TASK TO CARRY OUT
Work out how many lines of the listing hold "full", then state only that count.

SUPPLIED MATERIAL
□ □ □ □ □ □ □

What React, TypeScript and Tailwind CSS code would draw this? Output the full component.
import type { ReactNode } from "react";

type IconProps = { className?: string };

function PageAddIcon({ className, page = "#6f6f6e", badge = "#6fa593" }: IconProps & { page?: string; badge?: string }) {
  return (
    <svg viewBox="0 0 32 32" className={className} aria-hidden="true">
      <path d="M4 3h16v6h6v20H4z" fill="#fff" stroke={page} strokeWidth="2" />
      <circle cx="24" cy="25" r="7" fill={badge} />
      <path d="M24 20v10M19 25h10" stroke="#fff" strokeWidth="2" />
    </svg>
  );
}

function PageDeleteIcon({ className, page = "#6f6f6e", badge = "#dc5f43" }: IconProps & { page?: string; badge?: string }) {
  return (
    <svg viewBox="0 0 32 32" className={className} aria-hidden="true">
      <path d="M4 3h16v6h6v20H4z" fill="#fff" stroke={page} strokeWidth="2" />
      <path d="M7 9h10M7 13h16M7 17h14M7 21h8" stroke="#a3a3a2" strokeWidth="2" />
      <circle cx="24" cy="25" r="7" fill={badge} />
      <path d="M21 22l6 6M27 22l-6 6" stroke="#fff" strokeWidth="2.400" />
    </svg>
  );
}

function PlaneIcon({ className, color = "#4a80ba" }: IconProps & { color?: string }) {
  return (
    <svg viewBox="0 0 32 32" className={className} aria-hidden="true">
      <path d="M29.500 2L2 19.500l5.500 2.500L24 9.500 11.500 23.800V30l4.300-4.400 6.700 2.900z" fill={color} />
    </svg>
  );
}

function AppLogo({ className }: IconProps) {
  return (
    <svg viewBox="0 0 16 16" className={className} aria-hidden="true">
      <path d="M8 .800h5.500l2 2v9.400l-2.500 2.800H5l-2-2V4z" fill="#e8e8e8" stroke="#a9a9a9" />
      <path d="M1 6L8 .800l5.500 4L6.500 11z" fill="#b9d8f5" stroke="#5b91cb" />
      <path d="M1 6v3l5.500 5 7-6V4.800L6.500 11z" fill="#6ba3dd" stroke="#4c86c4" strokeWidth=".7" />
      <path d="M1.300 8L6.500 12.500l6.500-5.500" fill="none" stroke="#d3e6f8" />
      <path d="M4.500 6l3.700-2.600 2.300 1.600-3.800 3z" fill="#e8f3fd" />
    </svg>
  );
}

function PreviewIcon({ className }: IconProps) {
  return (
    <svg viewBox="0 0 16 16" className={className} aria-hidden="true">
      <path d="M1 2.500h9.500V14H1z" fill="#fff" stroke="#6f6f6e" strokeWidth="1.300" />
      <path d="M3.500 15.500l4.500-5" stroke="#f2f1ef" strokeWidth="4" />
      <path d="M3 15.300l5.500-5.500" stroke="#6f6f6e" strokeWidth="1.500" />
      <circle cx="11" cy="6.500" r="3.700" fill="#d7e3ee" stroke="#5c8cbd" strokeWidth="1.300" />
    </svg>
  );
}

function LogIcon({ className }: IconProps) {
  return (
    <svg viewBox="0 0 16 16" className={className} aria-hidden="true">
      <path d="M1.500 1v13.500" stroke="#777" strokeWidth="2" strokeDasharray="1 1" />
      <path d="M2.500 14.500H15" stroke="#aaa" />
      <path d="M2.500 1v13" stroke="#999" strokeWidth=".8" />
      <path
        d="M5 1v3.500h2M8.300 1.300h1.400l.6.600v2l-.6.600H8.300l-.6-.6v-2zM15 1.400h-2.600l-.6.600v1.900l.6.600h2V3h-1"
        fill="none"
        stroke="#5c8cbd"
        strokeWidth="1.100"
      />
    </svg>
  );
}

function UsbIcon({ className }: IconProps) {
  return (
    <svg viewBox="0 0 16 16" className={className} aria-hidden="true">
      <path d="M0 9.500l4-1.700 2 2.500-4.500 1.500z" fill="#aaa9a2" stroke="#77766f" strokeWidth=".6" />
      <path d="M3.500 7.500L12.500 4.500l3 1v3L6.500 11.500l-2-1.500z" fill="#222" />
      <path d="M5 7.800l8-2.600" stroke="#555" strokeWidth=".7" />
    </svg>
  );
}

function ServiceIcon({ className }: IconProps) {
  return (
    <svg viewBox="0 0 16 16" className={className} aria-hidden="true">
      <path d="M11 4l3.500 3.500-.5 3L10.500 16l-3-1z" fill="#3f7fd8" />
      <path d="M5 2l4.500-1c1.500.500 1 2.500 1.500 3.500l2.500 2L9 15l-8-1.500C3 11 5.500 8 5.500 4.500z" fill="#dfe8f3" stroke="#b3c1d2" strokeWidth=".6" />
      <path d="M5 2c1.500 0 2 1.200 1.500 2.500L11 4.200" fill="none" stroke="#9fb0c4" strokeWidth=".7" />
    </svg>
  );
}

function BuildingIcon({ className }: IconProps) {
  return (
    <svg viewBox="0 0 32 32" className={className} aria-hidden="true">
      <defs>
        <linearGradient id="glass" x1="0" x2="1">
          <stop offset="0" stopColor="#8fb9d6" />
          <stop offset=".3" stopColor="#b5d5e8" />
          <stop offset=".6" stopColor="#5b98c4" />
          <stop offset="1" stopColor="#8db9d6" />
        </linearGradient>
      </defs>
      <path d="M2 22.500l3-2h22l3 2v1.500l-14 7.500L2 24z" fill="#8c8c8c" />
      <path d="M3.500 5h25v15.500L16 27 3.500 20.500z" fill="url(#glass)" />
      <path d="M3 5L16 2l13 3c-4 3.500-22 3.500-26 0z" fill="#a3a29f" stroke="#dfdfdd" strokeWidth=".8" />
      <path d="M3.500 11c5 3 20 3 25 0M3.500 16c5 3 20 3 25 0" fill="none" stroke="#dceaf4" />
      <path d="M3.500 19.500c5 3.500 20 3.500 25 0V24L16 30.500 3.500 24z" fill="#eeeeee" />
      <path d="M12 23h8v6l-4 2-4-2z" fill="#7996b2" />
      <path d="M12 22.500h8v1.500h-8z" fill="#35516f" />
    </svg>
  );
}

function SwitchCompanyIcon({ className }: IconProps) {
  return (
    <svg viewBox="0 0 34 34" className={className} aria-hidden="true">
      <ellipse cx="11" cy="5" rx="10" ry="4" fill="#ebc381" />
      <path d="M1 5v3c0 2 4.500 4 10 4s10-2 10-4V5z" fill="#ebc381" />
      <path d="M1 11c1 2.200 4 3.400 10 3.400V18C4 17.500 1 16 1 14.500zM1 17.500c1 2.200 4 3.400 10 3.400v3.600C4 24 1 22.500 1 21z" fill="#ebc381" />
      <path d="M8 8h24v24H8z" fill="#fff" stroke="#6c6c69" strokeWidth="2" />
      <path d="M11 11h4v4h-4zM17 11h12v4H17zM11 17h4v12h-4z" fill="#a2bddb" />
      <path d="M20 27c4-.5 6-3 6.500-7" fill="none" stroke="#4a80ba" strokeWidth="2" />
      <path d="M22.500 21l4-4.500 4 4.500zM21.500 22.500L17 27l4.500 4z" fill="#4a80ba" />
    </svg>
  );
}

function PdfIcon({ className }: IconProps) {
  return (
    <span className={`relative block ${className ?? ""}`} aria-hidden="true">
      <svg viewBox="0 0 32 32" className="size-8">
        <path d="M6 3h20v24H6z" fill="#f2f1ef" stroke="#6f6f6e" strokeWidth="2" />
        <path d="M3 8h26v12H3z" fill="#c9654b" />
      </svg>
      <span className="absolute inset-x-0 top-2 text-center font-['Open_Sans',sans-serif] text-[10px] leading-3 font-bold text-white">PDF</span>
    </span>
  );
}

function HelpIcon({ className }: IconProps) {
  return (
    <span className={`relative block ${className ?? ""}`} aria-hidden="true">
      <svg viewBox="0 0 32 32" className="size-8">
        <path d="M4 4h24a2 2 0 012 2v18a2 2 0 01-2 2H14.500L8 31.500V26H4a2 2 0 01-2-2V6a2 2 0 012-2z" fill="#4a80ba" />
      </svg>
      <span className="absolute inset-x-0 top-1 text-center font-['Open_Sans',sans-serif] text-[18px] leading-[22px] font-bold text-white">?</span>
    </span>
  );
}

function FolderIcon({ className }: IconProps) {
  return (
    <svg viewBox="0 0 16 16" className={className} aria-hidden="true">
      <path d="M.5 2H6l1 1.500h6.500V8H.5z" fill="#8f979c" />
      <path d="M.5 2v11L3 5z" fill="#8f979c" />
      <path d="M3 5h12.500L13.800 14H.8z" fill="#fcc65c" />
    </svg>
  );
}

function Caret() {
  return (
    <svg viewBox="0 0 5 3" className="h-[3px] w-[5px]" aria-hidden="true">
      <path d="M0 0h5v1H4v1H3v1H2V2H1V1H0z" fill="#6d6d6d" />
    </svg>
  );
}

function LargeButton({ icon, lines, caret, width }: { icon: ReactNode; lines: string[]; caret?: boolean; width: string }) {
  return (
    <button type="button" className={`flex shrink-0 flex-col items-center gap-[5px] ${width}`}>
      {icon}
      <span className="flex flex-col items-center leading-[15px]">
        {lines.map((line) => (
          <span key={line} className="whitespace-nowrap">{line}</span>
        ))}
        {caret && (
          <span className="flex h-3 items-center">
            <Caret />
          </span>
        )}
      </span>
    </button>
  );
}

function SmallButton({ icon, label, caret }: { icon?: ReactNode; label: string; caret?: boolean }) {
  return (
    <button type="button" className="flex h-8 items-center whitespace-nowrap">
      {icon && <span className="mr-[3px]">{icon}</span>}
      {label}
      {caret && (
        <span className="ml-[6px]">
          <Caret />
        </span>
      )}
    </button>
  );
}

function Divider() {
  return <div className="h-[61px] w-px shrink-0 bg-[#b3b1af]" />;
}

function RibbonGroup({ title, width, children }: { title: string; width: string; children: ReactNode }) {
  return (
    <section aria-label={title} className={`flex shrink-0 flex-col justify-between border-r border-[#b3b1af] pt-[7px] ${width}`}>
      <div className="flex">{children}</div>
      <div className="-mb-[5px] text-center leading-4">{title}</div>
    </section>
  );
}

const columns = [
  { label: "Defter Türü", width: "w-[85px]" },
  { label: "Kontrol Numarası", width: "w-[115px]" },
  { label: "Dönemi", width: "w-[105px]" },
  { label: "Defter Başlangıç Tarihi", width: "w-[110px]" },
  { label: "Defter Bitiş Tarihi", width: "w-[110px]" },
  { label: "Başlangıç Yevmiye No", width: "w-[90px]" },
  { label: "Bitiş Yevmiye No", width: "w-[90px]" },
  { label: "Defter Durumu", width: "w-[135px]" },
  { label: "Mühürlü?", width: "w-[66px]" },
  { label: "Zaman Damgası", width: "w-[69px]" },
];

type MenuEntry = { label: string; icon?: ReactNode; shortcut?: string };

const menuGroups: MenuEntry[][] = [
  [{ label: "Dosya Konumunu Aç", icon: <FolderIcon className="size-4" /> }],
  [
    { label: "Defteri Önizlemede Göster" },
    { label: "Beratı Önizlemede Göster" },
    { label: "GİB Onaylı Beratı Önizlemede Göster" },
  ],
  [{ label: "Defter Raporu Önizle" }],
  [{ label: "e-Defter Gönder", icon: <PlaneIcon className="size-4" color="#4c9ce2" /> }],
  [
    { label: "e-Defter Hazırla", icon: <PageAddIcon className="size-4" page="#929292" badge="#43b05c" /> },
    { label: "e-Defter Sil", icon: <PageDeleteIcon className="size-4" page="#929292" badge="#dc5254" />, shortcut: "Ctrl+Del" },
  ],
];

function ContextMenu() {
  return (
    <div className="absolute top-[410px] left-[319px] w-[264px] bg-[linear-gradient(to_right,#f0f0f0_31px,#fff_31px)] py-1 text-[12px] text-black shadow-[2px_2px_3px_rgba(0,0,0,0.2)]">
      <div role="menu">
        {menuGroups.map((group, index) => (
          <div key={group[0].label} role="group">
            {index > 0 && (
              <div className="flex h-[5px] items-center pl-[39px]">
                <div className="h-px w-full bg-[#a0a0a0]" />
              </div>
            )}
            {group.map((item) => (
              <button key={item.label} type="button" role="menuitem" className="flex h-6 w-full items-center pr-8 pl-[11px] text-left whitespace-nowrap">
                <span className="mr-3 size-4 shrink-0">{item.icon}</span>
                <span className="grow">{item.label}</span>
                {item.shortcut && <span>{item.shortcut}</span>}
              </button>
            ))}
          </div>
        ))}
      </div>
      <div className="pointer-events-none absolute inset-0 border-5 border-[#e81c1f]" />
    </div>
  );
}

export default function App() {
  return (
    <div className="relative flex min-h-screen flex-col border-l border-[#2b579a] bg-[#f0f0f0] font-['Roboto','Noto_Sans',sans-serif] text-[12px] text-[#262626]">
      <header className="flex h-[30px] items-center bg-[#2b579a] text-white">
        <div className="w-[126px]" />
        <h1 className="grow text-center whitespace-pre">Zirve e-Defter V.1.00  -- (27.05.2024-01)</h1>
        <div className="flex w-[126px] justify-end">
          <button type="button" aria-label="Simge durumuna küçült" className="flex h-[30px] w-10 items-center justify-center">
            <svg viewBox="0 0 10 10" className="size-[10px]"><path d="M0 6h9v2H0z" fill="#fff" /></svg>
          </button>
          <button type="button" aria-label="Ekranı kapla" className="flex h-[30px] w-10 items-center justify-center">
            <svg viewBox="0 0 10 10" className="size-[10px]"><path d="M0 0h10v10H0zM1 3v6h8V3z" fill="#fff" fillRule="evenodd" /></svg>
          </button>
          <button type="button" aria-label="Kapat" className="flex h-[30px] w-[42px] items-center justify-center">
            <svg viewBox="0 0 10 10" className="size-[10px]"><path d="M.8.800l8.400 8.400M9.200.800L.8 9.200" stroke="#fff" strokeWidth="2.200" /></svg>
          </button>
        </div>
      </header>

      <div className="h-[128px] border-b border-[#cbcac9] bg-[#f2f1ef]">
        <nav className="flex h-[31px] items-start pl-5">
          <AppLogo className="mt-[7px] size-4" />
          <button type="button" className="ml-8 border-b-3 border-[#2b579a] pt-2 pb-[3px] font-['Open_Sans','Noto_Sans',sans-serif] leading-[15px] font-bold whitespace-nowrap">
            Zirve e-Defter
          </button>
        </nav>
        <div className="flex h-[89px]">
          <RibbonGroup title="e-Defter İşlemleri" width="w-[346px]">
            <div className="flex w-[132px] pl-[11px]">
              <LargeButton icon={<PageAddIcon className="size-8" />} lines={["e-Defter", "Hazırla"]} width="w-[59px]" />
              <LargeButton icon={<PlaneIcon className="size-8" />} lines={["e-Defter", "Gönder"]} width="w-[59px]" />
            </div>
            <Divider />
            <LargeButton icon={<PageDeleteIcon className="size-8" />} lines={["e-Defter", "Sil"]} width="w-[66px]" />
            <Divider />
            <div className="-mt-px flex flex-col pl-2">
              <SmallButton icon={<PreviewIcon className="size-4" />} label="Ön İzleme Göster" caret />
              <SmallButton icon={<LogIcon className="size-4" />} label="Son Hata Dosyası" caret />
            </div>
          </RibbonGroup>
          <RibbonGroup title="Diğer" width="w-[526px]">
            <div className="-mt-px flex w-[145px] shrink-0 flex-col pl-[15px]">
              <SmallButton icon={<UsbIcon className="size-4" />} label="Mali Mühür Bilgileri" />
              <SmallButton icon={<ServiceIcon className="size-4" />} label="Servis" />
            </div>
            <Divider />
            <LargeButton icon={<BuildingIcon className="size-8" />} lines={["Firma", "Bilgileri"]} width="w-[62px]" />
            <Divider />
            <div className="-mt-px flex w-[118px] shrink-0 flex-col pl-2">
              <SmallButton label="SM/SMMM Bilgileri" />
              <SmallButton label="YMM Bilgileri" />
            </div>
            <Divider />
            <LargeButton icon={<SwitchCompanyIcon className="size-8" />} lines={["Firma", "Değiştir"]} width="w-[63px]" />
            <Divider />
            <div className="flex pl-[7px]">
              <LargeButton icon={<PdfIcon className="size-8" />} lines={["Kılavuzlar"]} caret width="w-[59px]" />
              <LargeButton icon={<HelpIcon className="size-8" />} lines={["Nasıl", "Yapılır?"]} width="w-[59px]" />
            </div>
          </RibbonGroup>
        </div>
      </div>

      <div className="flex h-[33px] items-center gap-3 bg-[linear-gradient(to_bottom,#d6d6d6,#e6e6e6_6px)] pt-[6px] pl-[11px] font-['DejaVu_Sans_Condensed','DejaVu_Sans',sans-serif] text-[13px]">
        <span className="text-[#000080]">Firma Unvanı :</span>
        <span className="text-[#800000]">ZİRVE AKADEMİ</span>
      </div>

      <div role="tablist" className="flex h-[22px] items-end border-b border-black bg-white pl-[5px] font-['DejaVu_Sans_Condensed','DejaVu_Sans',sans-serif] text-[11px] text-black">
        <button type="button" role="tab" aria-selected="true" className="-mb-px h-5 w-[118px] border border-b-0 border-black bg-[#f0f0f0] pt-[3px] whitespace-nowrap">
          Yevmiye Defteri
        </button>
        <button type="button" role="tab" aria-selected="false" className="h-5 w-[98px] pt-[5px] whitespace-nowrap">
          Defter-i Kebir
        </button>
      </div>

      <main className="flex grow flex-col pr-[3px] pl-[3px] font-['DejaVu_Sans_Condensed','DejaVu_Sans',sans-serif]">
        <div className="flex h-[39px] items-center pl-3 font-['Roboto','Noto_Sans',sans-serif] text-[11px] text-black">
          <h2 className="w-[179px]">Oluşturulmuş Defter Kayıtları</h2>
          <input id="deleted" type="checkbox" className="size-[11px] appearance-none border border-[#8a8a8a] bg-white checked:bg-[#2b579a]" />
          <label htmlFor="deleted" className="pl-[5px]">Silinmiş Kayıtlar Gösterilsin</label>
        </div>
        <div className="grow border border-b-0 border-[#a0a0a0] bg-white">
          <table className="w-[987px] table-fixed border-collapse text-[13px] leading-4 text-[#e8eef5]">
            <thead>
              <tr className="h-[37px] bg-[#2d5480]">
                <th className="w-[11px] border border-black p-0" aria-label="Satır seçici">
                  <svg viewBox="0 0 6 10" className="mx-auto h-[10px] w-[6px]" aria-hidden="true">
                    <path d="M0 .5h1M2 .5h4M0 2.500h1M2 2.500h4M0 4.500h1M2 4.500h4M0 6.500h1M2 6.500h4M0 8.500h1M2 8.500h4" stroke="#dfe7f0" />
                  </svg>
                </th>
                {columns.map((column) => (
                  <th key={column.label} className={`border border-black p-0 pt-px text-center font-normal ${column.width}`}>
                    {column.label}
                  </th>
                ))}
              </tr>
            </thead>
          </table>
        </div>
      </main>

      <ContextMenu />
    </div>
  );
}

□ □ □ □ □ □ □

TASK SOLUTION
3